What it is — and what the ratings mean for fit
The Siemens 3VA1116-5EF42-0CH0 is a SENTRON molded case circuit breaker (MCCB) sized for line protection in distribution panels. Four poles, rated 160 A continuous at 40 °C — and it holds that same 160 A all the way up to 50 °C before it starts to derate (158 A at 55 °C, 155 A at 60 °C, 153 A at 65 °C, 150 A at 70 °C). That thermal curve means you don't lose headroom in a warm enclosure; the breaker is effectively flat-rated through most real-world panel ambient conditions. Breaking capacity is the headline number for fault duty: 187 kA at 240 V AC, 121 kA at 415 V, 75.6 kA at 440 V, and still 17 kA at 500 V and 690 V. That's a high-interrupting rating for a 160 A frame — it handles high available fault current at the lower voltages typical of North American 240/480 V panels, and still clears at 690 V for European or marine distribution. Insulation voltage rated 800 V, so the internal clearances are built for 690 V systems without derating the dielectric.
Panel integration — what the dimensions mean for the cutout
Width 101.6 mm (4 in), depth 70 mm (2.76 in), height 130 mm (5.12 in). That 70 mm depth is shallow enough to clear most standard gland plates and backpanel wiring troughs — no need to recess the breaker or use a deep enclosure just to fit it. The 4-pole width is fixed; if your panel was laid out for a 3-pole frame, you'll need the extra module space. DIN-rail or screw-mount, the footprint is the same across the 3VA family, so swapping between variants doesn't require re-drilling the backplate.

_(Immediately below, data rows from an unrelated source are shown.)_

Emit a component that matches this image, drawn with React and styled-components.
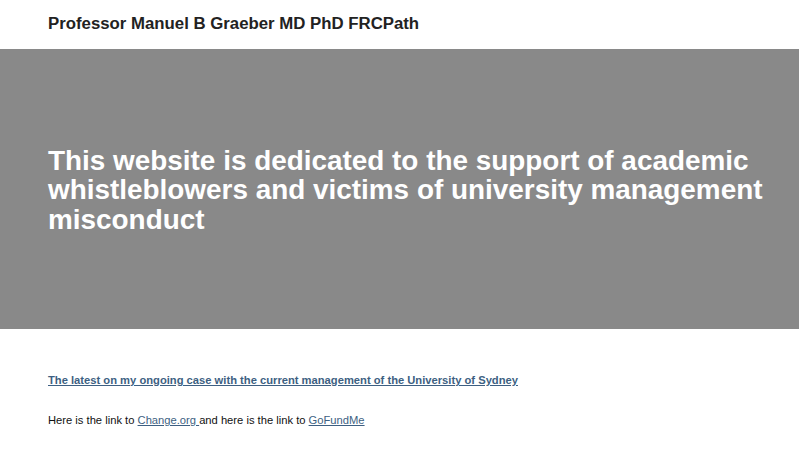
import React from "react";
import styled, { createGlobalStyle } from "styled-components";

const Global = createGlobalStyle`
  html, body { margin: 0; padding: 0; background: #fff; }
  body { font-family: "Liberation Sans", Arial, sans-serif; }
`;

const Header = styled.header`
  height: 49px;
  display: flex;
  align-items: center;
  padding: 0 48px;
  box-sizing: border-box;
  padding-bottom: 2px;
`;

const SiteTitle = styled.h1`
  margin: 0;
  font-size: 16.8px;
  font-weight: 700;
  color: #222;
`;

const Hero = styled.section`
  background: #898989;
  height: 280px;
  display: flex;
  align-items: center;
  padding: 0 30px 0 48px;
  box-sizing: border-box;
`;

const HeroText = styled.h2`
  margin: 0;
  color: #fff;
  font-size: 27.9px;
  line-height: 29.5px;
  font-weight: 700;
  max-width: 721px;
  padding-top: 2px;
`;

const Content = styled.main`
  padding: 44px 48px 0;
  display: flex;
  flex-direction: column;
  gap: 26px;
`;

const Para = styled.p`
  margin: 0;
  font-size: 11.2px;
  font-weight: ${(p) => (p.$bold ? 700 : 400)};
  color: #111;
  line-height: 14px;
`;

const Link = styled.a`
  color: #3d5f82;
  text-decoration: underline;
`;

export default function App() {
  return (
    <>
      <Global />
      <Header>
        <SiteTitle>Professor Manuel B Graeber MD PhD FRCPath</SiteTitle>
      </Header>
      <Hero>
        <HeroText>
          This website is dedicated to the support of academic whistleblowers
          and victims of university management misconduct
        </HeroText>
      </Hero>
      <Content>
        <Para $bold>
          <Link href="#">
            The latest on my ongoing case with the current management of the
            University of Sydney
          </Link>
        </Para>
        <Para>
          Here is the link to <Link href="#">Change.org </Link>and here is the
          link to <Link href="#">GoFundMe</Link>
        </Para>
      </Content>
    </>
  );
}
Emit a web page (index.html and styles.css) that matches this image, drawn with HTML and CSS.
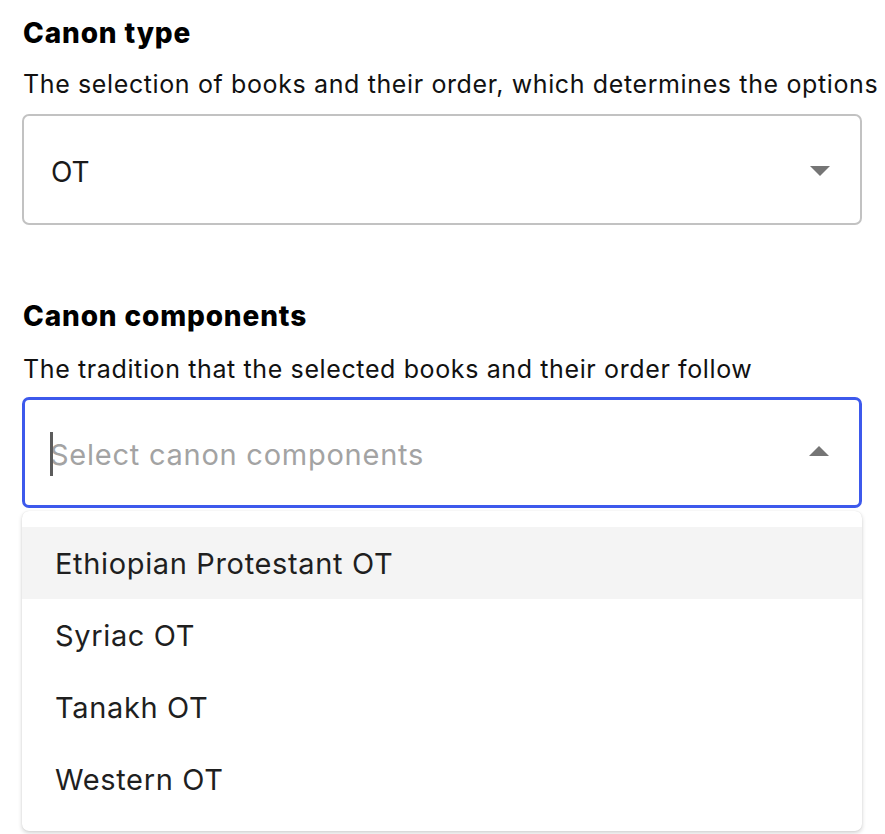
FILE: index.html
```html
<!DOCTYPE html>
<html lang="en">
<head>
<meta charset="utf-8">
<title>Canon settings</title>
<link rel="stylesheet" href="styles.css">
</head>
<body>
<div class="form">
  <section class="field">
    <h2 class="label">Canon type</h2>
    <p class="desc">The selection of books and their order, which determines the options</p>
    <div class="select">
      <span class="value">OT</span>
      <span class="arrow arrow-down"></span>
    </div>
  </section>
  <section class="field field-second">
    <h2 class="label">Canon components</h2>
    <p class="desc desc-second">The tradition that the selected books and their order follow</p>
    <div class="combo">
      <div class="select select-focused">
        <span class="caret"></span>
        <span class="placeholder">Select canon components</span>
        <span class="arrow arrow-up"></span>
      </div>
      <ul class="menu">
        <li class="option option-active">Ethiopian Protestant OT</li>
        <li class="option">Syriac OT</li>
        <li class="option">Tanakh OT</li>
        <li class="option">Western OT</li>
      </ul>
    </div>
  </section>
</div>
</body>
</html>
```

FILE: styles.css
```css
html, body {
  margin: 0;
  padding: 0;
  background: #ffffff;
}
body {
  font-family: "Inter", "Liberation Sans", sans-serif;
  color: #1a1a1a;
  min-height: 834px;
}
.form {
  width: 840px;
  margin-left: 22px;
  padding-top: 16px;
}
.field {
  display: flex;
  flex-direction: column;
}
.field-second {
  margin-top: 74px;
}
.label {
  margin: 0;
  font-size: 28px;
  line-height: 34px;
  font-weight: 800;
  letter-spacing: 0.85px;
  color: #000;
  padding-left: 1px;
}
.desc {
  margin: 19px 0 0;
  font-size: 25px;
  line-height: 30px;
  letter-spacing: 0.62px;
  white-space: nowrap;
  color: #111;
  padding-left: 1px;
}
.desc-second {
  margin-top: 21px;
}
.select {
  margin-top: 15px;
  box-sizing: border-box;
  height: 111px;
  border: 2px solid #c2c2c2;
  border-radius: 7px;
  display: flex;
  align-items: center;
  padding: 0 30px 0 27px;
  font-size: 28px;
  color: #1a1a1a;
}
.value {
  flex: 1;
  padding-top: 4px;
}
.combo {
  position: relative;
  margin-top: 13px;
}
.select-focused {
  margin-top: 0;
  border: 3px solid #3d59ec;
  padding-left: 25px;
  position: relative;
}
.caret {
  width: 3px;
  height: 44px;
  background: #5c5c5c;
  position: absolute;
  left: 25px;
  top: 32px;
}
.placeholder {
  flex: 1;
  color: #a3a3a3;
  font-size: 29px;
  letter-spacing: 0.75px;
  padding-top: 4px;
}
.arrow {
  width: 0;
  height: 0;
  border-left: 10px solid transparent;
  border-right: 10px solid transparent;
}
.arrow-down {
  border-top: 10px solid #757575;
  margin-top: 2px;
}
.arrow-up {
  border-bottom: 10px solid #757575;
  margin-top: -4px;
}
.menu {
  position: absolute;
  z-index: 2;
  left: 0;
  right: 0;
  top: 114px;
  margin: 0;
  padding: 16px 0;
  list-style: none;
  background: #ffffff;
  border-radius: 7px;
  box-shadow: 0 2px 4px rgba(0, 0, 0, 0.18), 0 0 1px rgba(0, 0, 0, 0.12);
}
.option {
  height: 72px;
  display: flex;
  align-items: center;
  padding-left: 33px;
  font-size: 29px;
  letter-spacing: 0.65px;
  color: #1f1f1f;
}
.option-active {
  background: #f4f4f4;
}
```
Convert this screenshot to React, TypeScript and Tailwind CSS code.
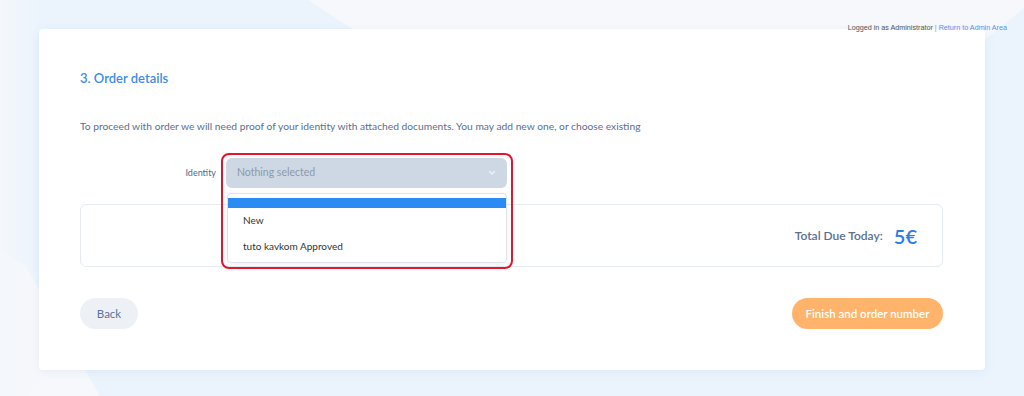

What's on the breaker — auxiliary and release configuration
Comes with 2 auxiliary switches plus 1 trip alarm switch (HQ type), and an undervoltage release (UVR) built in. The UVR means the breaker trips when control voltage drops — common for emergency-stop circuits or undervoltage protection on motor feeders. No ground-fault monitoring module on this variant (the 'Without' ground-fault version). Trip indicator is present, so you get a visual flag on the front after a fault trip. Power loss at full load is 40.5 W maximum — factor that into enclosure thermal calculations if you're packing multiple breakers in a small cabinet.